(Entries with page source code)
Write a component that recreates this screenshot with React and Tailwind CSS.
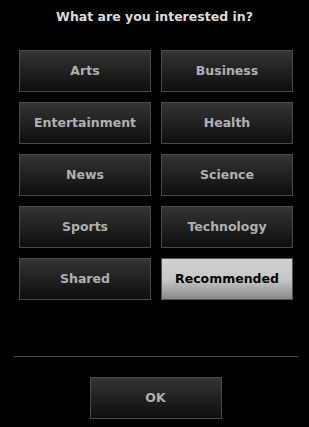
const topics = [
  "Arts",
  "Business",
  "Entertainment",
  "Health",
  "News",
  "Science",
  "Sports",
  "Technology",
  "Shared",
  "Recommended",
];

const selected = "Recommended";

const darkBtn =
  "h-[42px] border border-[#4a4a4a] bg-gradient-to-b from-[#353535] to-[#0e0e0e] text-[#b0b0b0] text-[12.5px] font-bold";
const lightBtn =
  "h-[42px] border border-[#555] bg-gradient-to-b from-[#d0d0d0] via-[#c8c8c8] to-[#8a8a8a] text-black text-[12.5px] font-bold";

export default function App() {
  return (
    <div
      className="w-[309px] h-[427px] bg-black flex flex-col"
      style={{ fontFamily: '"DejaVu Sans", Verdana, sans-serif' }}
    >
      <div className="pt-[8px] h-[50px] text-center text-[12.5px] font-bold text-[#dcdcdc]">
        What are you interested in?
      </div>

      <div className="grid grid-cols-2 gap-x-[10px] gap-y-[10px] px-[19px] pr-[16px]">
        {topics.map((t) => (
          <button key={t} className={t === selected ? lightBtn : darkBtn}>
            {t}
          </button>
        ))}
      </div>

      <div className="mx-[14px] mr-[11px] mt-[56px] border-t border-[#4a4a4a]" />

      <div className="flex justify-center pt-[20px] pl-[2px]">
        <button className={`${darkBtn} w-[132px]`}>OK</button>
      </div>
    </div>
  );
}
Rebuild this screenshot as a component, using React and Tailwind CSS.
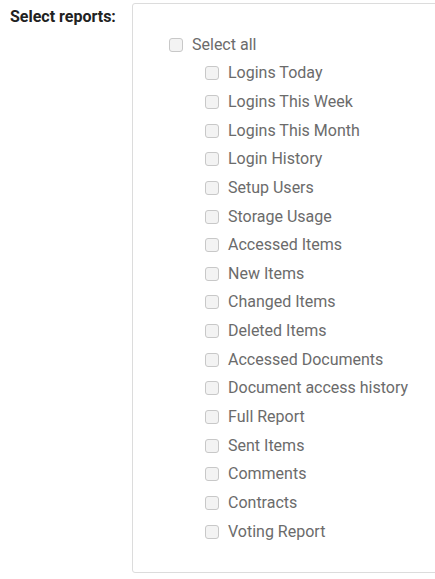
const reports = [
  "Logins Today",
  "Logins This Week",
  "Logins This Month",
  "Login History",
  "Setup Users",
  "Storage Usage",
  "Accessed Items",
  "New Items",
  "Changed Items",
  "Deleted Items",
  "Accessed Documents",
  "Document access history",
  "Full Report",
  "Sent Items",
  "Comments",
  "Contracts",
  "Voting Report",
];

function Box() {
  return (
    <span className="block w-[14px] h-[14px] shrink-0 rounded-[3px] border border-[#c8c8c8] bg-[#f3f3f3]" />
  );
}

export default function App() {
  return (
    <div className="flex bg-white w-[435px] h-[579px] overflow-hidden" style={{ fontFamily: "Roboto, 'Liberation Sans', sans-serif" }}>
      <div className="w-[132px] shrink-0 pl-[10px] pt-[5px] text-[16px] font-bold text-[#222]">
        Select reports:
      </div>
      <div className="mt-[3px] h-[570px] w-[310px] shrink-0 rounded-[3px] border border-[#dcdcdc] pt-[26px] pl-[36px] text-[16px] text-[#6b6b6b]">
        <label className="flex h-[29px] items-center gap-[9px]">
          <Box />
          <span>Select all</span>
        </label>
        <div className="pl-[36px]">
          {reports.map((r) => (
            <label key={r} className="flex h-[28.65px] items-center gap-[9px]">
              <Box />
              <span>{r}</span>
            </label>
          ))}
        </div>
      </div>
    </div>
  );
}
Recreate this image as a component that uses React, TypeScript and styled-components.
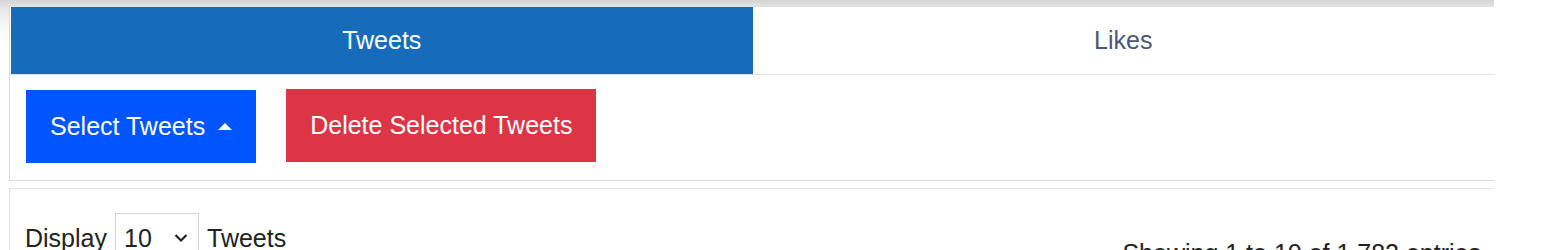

Task brief -
Every line of text is to be repeated exactly; pictures are left out.

Completed exercise -
Write a component that recreates this screenshot with React and Tailwind CSS.
const topics = [
  "Arts",
  "Business",
  "Entertainment",
  "Health",
  "News",
  "Science",
  "Sports",
  "Technology",
  "Shared",
  "Recommended",
];

const selected = "Recommended";

const darkBtn =
  "h-[42px] border border-[#4a4a4a] bg-gradient-to-b from-[#353535] to-[#0e0e0e] text-[#b0b0b0] text-[12.5px] font-bold";
const lightBtn =
  "h-[42px] border border-[#555] bg-gradient-to-b from-[#d0d0d0] via-[#c8c8c8] to-[#8a8a8a] text-black text-[12.5px] font-bold";

export default function App() {
  return (
    <div
      className="w-[309px] h-[427px] bg-black flex flex-col"
      style={{ fontFamily: '"DejaVu Sans", Verdana, sans-serif' }}
    >
      <div className="pt-[8px] h-[50px] text-center text-[12.5px] font-bold text-[#dcdcdc]">
        What are you interested in?
      </div>

      <div className="grid grid-cols-2 gap-x-[10px] gap-y-[10px] px-[19px] pr-[16px]">
        {topics.map((t) => (
          <button key={t} className={t === selected ? lightBtn : darkBtn}>
            {t}
          </button>
        ))}
      </div>

      <div className="mx-[14px] mr-[11px] mt-[56px] border-t border-[#4a4a4a]" />

      <div className="flex justify-center pt-[20px] pl-[2px]">
        <button className={`${darkBtn} w-[132px]`}>OK</button>
      </div>
    </div>
  );
}
Rebuild this screenshot as a component, using React and Tailwind CSS.
const reports = [
  "Logins Today",
  "Logins This Week",
  "Logins This Month",
  "Login History",
  "Setup Users",
  "Storage Usage",
  "Accessed Items",
  "New Items",
  "Changed Items",
  "Deleted Items",
  "Accessed Documents",
  "Document access history",
  "Full Report",
  "Sent Items",
  "Comments",
  "Contracts",
  "Voting Report",
];

function Box() {
  return (
    <span className="block w-[14px] h-[14px] shrink-0 rounded-[3px] border border-[#c8c8c8] bg-[#f3f3f3]" />
  );
}

export default function App() {
  return (
    <div className="flex bg-white w-[435px] h-[579px] overflow-hidden" style={{ fontFamily: "Roboto, 'Liberation Sans', sans-serif" }}>
      <div className="w-[132px] shrink-0 pl-[10px] pt-[5px] text-[16px] font-bold text-[#222]">
        Select reports:
      </div>
      <div className="mt-[3px] h-[570px] w-[310px] shrink-0 rounded-[3px] border border-[#dcdcdc] pt-[26px] pl-[36px] text-[16px] text-[#6b6b6b]">
        <label className="flex h-[29px] items-center gap-[9px]">
          <Box />
          <span>Select all</span>
        </label>
        <div className="pl-[36px]">
          {reports.map((r) => (
            <label key={r} className="flex h-[28.65px] items-center gap-[9px]">
              <Box />
              <span>{r}</span>
            </label>
          ))}
        </div>
      </div>
    </div>
  );
}
Recreate this image as a component that uses React, TypeScript and styled-components.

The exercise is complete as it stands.